The experimental setup is shown in Fig. 3. Both 1.28 Tbit/s and 10 GHz pump pulses were generated from a 10 GHz erbium glass oscillator (ERGO) laser followed by a two-stage nonlinear pulse compression. In the first stage, the output from the ERGO laser was spectrally broadened by self-phase modulation (SPM) in a dispersion-flattened highly nonlinear fiber (HNLF) (length L = 400 m, dispersion D = −0.45 ps/nm/km, slope S = 0.006 ps/nm2/km, and γ = 10.5 /W/km at 1550 nm). The signal and pump pulses were then generated by spectral filters at 1550 nm and 1573 nm respectively and compressed inside two different lengths of SMF fiber. This compression process was repeated in the second stage with 100 m (signal) and 200 m (pump) HNLF (D = −1.07 ps/nm/km, S = 0.004 ps/nm2/km, and γ = 10.5 /W/km). The compressed 10 GHz pulse train centered at 1550 nm was then encoded with data using a MZ modulator and interleaved by a seven-stage multiplexing setup with 27 - 1 bit delay length to produce the 1.28 Tbit/s signal.

Fig. 3 (a) Experimental setup for 1. 28 Tbit/s transmitter. (b) optial performance monitoring for a 1.28 Tbit/s OOK signal for transmitter optimization and (c) 1.28 Tbit/s all-optical demultiplexing by FWM in a ChG planar waveguide.

The 1.28 Tbit/s signal was tapped to allow its RF spectrum to be monitored using the XPM-based RF spectrum analyzer whose setup is shown in Fig. 3(b). The monitoring features were fed back to the MUX stages for signal optimization and impairment mitigation. Finally, Fig. 3(c) shows the experimental setup for demultiplexing the high bit-rate signal to the base rate for detection at the receiver end. The 1.28 Tbit/s signal (Pave ∼100 mW) and 10 GHz control pulses (Pave ∼60 mW) were coupled to the TM mode of a waveguide via lensed fibers with a 2.5 μm mode field diameter to take advantage of broadband operation of this mode. The total insertion loss of the chip was ∼13 dB, comprising of ∼5 dB free-space coupling loss per facet. Thus the total average power within the waveguide was estimated to be ∼50 mW.

4. Experimental results

At the transmitter, OPM features captured from the XPM based RF spectrum analyzer were exploited for Tbit/s signal optimization and maintenance. Firstly, the strong sub-harmonic at 640 GHz on the RF spectrum in Fig. 4(a) reveals misalignment of the MUX stages while the low 1.28 THz optical tone of the RF spectrum in Fig. 4(b) indicating signal distortion due to dispersion. These monitoring features were fed back to optimize the transmitter system to mitigate the impairments. The 640 GHz sub-harmonic tone was suppressed by optimizing the time delay and amplitude of the input data streams in the multiplexing stages and dispersion was compensated manually by adding dispersion compensating and standard single mode fibers. Figure 4(c) demonstrates the RF spectrum of an optimized 1.28 Tbit/s output signal, where the 640 GHz clock tone was eliminated and dispersion was minimized, indicated by the maximum power of the 1.28 THz tone. Note that the ripples on the RF spectrum are due to the broad width of the data signal pulses, which led to interference between adjacent pulses. To confirm the accuracy of the measured RF spectra we compared the autocorrelation generated from the inverse Fourier transform of the RF spectrum to that from a second-harmonic generation (SHG) autocorrelator for both the un-optimized and optimized 1.28 Tbit/s signal [Fig. 4(d) and 4(e)]. The reconstructed waveforms show good agreement with the traces from the SHG autocorrelator, highlighting the accuracy of the RF spectral measurement.

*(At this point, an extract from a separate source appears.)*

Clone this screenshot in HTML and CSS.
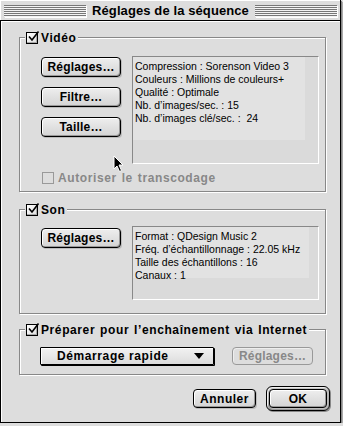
FILE: index.html
```html
<!DOCTYPE html>
<html lang="fr">
<head>
    <meta charset="UTF-8">
    <title>Réglages de la séquence</title>
    <link rel="stylesheet" href="styles.css">
</head>
<body>
    <div class="window">
        <div class="titlebar">
            <span class="stripes"></span>
            <span class="title">Réglages de la séquence</span>
            <span class="stripes"></span>
        </div>

        <div class="content">
            <!-- Vidéo -->
            <section class="group group-video">
                <div class="group-head">
                    <span class="check checked">
                        <svg viewBox="0 0 14 14" width="14" height="14"><path d="M3 6.5 L6 10 L12.5 1.5" fill="none" stroke="#000" stroke-width="1.6"/></svg>
                    </span>
                    Vidéo
                </div>
                <div class="group-body">
                    <div class="btn-col">
                        <button class="btn">Réglages…</button>
                        <button class="btn">Filtre…</button>
                        <button class="btn">Taille…</button>
                    </div>
                    <div class="info info-video">
                        <div class="info-text">
                            Compression : Sorenson Video 3<br>
                            Couleurs : Millions de couleurs+<br>
                            Qualité : Optimale<br>
                            Nb. d’images/sec. : 15<br>
                            Nb. d’images clé/sec. :&nbsp; 24
                        </div>
                    </div>
                </div>
                <div class="sub-check disabled">
                    <span class="check"></span>
                    Autoriser le transcodage
                </div>
            </section>

            <!-- Son -->
            <section class="group group-sound">
                <div class="group-head">
                    <span class="check checked">
                        <svg viewBox="0 0 14 14" width="14" height="14"><path d="M3 6.5 L6 10 L12.5 1.5" fill="none" stroke="#000" stroke-width="1.6"/></svg>
                    </span>
                    Son
                </div>
                <div class="group-body">
                    <div class="btn-col">
                        <button class="btn">Réglages…</button>
                    </div>
                    <div class="info info-sound">
                        <div class="info-text">
                            Format : QDesign Music 2<br>
                            Fréq. d’échantillonnage : 22.05 kHz<br>
                            Taille des échantillons : 16<br>
                            Canaux : 1
                        </div>
                    </div>
                </div>
            </section>

            <!-- Internet -->
            <section class="group group-web">
                <div class="group-head">
                    <span class="check checked">
                        <svg viewBox="0 0 14 14" width="14" height="14"><path d="M3 6.5 L6 10 L12.5 1.5" fill="none" stroke="#000" stroke-width="1.6"/></svg>
                    </span>
                    Préparer pour l’enchaînement via Internet
                </div>
                <div class="group-body web-body">
                    <div class="popup">
                        <span>Démarrage rapide</span>
                        <span class="arrow"></span>
                    </div>
                    <button class="btn btn-disabled">Réglages…</button>
                </div>
            </section>

            <div class="footer">
                <button class="btn btn-cancel">Annuler</button>
                <div class="default-ring">
                    <button class="btn btn-ok">OK</button>
                </div>
            </div>
        </div>

        <svg class="cursor" viewBox="0 0 12 18" width="12" height="18">
            <path d="M1 1 L1 14 L4 11 L6.5 16.5 L8.5 15.5 L6 10 L10 10 Z" fill="#000" stroke="#fff" stroke-width="1"/>
        </svg>
    </div>
</body>
</html>
```

FILE: styles.css
```css
body {
    margin: 0;
    background: #dddddd;
    font-family: "Liberation Sans", Arial, sans-serif;
    font-size: 12px;
    color: #000;
}
.window {
    position: relative;
    width: 340px;
    height: 422px;
    background: #dddddd;
    border-right: 1px solid #000;
    border-bottom: 1px solid #000;
    box-shadow: 1px 1px 0 #888, 2px 2px 0 #aaa;
}
.titlebar {
    height: 20px;
    display: flex;
    align-items: center;
    gap: 6px;
    padding: 0 3px 0 4px;
    border-bottom: 1px solid #000;
    box-shadow: inset 1px 1px 0 #fff;
}
.stripes {
    flex: 1;
    height: 12px;
    margin-top: 1px;
    background: repeating-linear-gradient(to bottom, #777 0 1px, #f4f4f4 1px 2px);
    box-shadow: 1px 1px 0 #fff;
}
.title {
    font-weight: bold;
    font-size: 13px;
    letter-spacing: 0.1px;
}
.content {
    padding: 16px 10px 0 18px;
    border-left: 1px solid #000;
    box-shadow: inset 1px 1px 0 #fff;
    height: 401px;
    box-sizing: border-box;
}

/* groupes */
.group {
    border: 1px solid #888;
    box-shadow: inset 1px 1px 0 #fff, 1px 1px 0 #fff;
    width: 305px;
}
.group-head {
    display: flex;
    align-items: center;
    gap: 3px;
    width: max-content;
    height: 13px;
    margin: -7px 0 0 5px;
    padding: 0 2px 0 1px;
    background: #dddddd;
    font-weight: bold;
    font-size: 12px;
    letter-spacing: 0.6px;
    word-spacing: 1px;
}
.group-body {
    display: flex;
    align-items: flex-start;
    gap: 11px;
    padding: 12px 6px 0 21px;
}
.group-video {
    padding-bottom: 7px;
}
.group-sound {
    margin-top: 17px;
    padding-bottom: 13px;
}
.group-sound .group-body {
    padding-top: 10px;
}
.group-web {
    margin-top: 15px;
    padding-bottom: 9px;
}

/* cases à cocher */
.check {
    position: relative;
    display: inline-block;
    flex: none;
    width: 10px;
    height: 10px;
    border: 1px solid #000;
    background: linear-gradient(135deg, #fff, #ddd);
    box-shadow: inset -1px -1px 0 #aaa;
}
.check svg {
    position: absolute;
    left: -1px;
    top: -3px;
}
.sub-check {
    display: flex;
    align-items: center;
    gap: 4px;
    height: 12px;
    margin: 8px 0 0 22px;
    font-weight: bold;
    letter-spacing: 0.6px;
    word-spacing: 1px;
}
.disabled {
    color: #888;
}
.disabled .check {
    border-color: #999;
    background: #ddd;
    box-shadow: none;
}

/* boutons */
.btn-col {
    display: flex;
    flex-direction: column;
    gap: 10px;
    padding-top: 1px;
}
.group-sound .btn-col {
    padding-top: 2px;
}
.btn {
    width: 80px;
    height: 20px;
    padding: 0;
    border: 1px solid #000;
    border-radius: 4px;
    background: linear-gradient(to bottom, #eeeeee, #d4d4d4);
    box-shadow: inset 1px 1px 0 #fff, inset -1px -1px 0 #999, 1px 1px 0 #bbb;
    font-family: inherit;
    font-size: 12px;
    font-weight: bold;
    letter-spacing: 0.2px;
    color: #000;
}
.btn-disabled {
    width: 81px;
    height: 18px;
    border-color: #999;
    color: #888;
    background: #dddddd;
    box-shadow: inset 1px 1px 0 #eee;
}

/* zones d'info */
.info {
    width: 185px;
    border: 1px solid;
    border-color: #888 #fff #fff #888;
    background: #dadada;
}
.info-video {
    height: 106px;
}
.info-sound {
    height: 72px;
}
.info-text {
    background: #e2e2e2;
    padding: 3px 0 0 2px;
    font-size: 10.5px;
    line-height: 13px;
    white-space: nowrap;
}
.info-video .info-text {
    width: 170px;
    height: 80px;
}
.info-sound .info-text {
    width: 174px;
    height: 48px;
}

/* menu local */
.web-body {
    gap: 18px;
    padding: 11px 0 0 20px;
}
.popup {
    display: flex;
    align-items: center;
    justify-content: space-between;
    box-sizing: border-box;
    width: 174px;
    height: 18px;
    padding: 0 9px 0 16px;
    border: 1px solid #000;
    border-radius: 1px;
    background: linear-gradient(to bottom, #f2f2f2, #dcdcdc);
    box-shadow: inset 1px 1px 0 #fff, 1px 1px 0 #000;
    font-weight: bold;
    letter-spacing: 0.6px;
}
.arrow {
    width: 0;
    height: 0;
    border-left: 5px solid transparent;
    border-right: 5px solid transparent;
    border-top: 6px solid #000;
}

/* pied */
.footer {
    display: flex;
    justify-content: flex-end;
    align-items: center;
    gap: 10px;
    margin-top: 11px;
}
.btn-cancel {
    width: 63px;
    height: 19px;
    letter-spacing: 0.5px;
}
.default-ring {
    padding: 2px;
    border: 1px solid #000;
    border-radius: 6px;
    background: linear-gradient(to bottom, #c8c8c8, #999);
    box-shadow: inset 1px 1px 0 #eee, 1px 1px 0 #888;
}
.btn-ok {
    width: 58px;
    height: 19px;
    display: block;
}

.cursor {
    position: absolute;
    left: 113px;
    top: 155px;
}
```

Fig. 4 The captured RF spectra showing (a) OTDM MUX misalignment, (b) distortion due to dispersion and (c) optimization of the Tbaud signal. The reconstructed AC waveforms of the (d) un-optimized and (e) optimized 1.28 Tbit/s signal (solid and dotted lines show the AC traces measured from the conventional autocorrelator and reconstructed from the captured RF spectra, respectively).

At the receiver, the high bit-rate OTDM signal was demultiplexed to the base rate via FWM inside the ChG chip. To characterize the FWM performance of this ChG waveguide, the control pulses were co-propagated with a tunable CW probe, whose wavelength was varied from 1530 nm to 1557 nm as shown in Fig. 5(a). Near uniform FWM conversion efficiency was obtained over 12 nm, whilst the 3 dB bandwidth of the gain envelop extended over 18 nm, highlighting the broadband phase-matching achieved by the dispersion-engineered waveguide.

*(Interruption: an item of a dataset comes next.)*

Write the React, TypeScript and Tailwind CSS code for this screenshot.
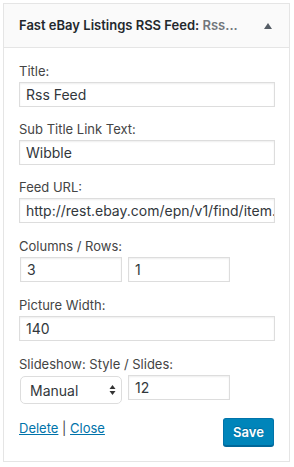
import React from "react";

const font = { fontFamily: "Inter, 'Liberation Sans', sans-serif" };

function Label({ children }: { children: React.ReactNode }) {
  return <div className="text-[13px] leading-[18px] text-[#444]">{children}</div>;
}

function Input({ value, className = "w-full" }: { value: string; className?: string }) {
  return (
    <input
      readOnly
      value={value}
      className={`block mt-[2px] h-[25px] border border-[#ddd] bg-white shadow-[inset_0_1px_2px_rgba(0,0,0,0.07)] pl-[6px] pr-0 text-[14px] text-[#32373c] outline-none ${className}`}
      style={font}
    />
  );
}

export default function App() {
  return (
    <div className="w-[294px] h-[467px] bg-white pt-[3px] pl-[3px]" style={font}>
      <div className="w-[287px] h-[459px] border border-[#e5e5e5] bg-white flex flex-col">
        <div className="h-[44px] shrink-0 border-b border-[#e5e5e5] bg-[#fafafa] flex items-center pl-[15px] pr-[15px]">
          <div className="flex-1 text-[13px] font-semibold text-[#23282d] whitespace-nowrap">
            Fast eBay Listings RSS Feed: <span className="text-[#72777c]">Rss...</span>
          </div>
          <svg width="10" height="8" viewBox="0 0 10 8" className="mr-[1px]">
            <path d="M5 1 L9 7 L1 7 Z" fill="#555d66" />
          </svg>
        </div>
        <div className="pl-[15px] pr-[14px] pt-[14px]">
          <Label>Title:</Label>
          <Input value="Rss Feed" />
          <div className="mt-[13px]">
            <Label>Sub Title Link Text:</Label>
            <Input value="Wibble" />
          </div>
          <div className="mt-[13px]">
            <Label>Feed URL:</Label>
            <Input value="http://rest.ebay.com/epn/v1/find/item.rss?keyword=" />
          </div>
          <div className="mt-[14px]">
            <Label>Columns / Rows:</Label>
            <div className="flex gap-[6px] pl-[1px]">
              <Input value="3" className="w-[102px]" />
              <Input value="1" className="w-[102px]" />
            </div>
          </div>
          <div className="mt-[14px]">
            <Label>Picture Width:</Label>
            <Input value="140" />
          </div>
          <div className="mt-[14px]">
            <Label>Slideshow: Style / Slides:</Label>
            <div className="flex gap-[6px] pl-[1px] items-start">
              <div className="mt-[3px] w-[102px] h-[28px] border border-[#ddd] rounded-[5px] bg-white flex items-center pl-[9px] pr-[5px] text-[14px] text-[#32373c]">
                <span className="flex-1">Manual</span>
                <svg width="7" height="12" viewBox="0 0 7 12">
                  <path d="M3.5 1 L6.5 5 L0.5 5 Z" fill="#333" />
                  <path d="M3.5 11 L6.5 7 L0.5 7 Z" fill="#333" />
                </svg>
              </div>
              <Input value="12" className="w-[102px]" />
            </div>
          </div>
          <div className="mt-[14px] flex items-start">
            <div className="flex-1 text-[13px] leading-[18px] text-[#444] pt-[1px]">
              <a href="#" className="text-[#0073aa] underline">Delete</a>
              <span> | </span>
              <a href="#" className="text-[#0073aa] underline">Close</a>
            </div>
            <button className="w-[51px] h-[28px] rounded-[3px] bg-[#0085ba] border border-[#0073aa] border-b-[#006799] shadow-[0_1px_0_#006799] text-white text-[13px] font-semibold leading-[26px] [text-shadow:0_-1px_1px_#006799] mr-[1px]">
              Save
            </button>
          </div>
        </div>
      </div>
    </div>
  );
}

Fig. 5 (a) Optical spectra for various cw probe wavelengths, showing a broad FWM bandwidth. (b) Eye diagram and (c) AC trace of a 1.28 Tbit/s signal and AC trace of 10 GHz pulses.

The input AC waveform and eye diagram of the 1.28 Tbit/s signal is shown in Fig. 5(b) and 5(c) respectively (the AC graph also includes the AC of the 10 GHz control pulses for comparison). The full-width at half maximum of the 1.28 Tbit/s and the 10 GHz control pulses was ∼370 fs and ∼450 fs, respectively. Note, although the width of the pump pulses was slightly broader than the signal width, they only overlap with one data channel at a time.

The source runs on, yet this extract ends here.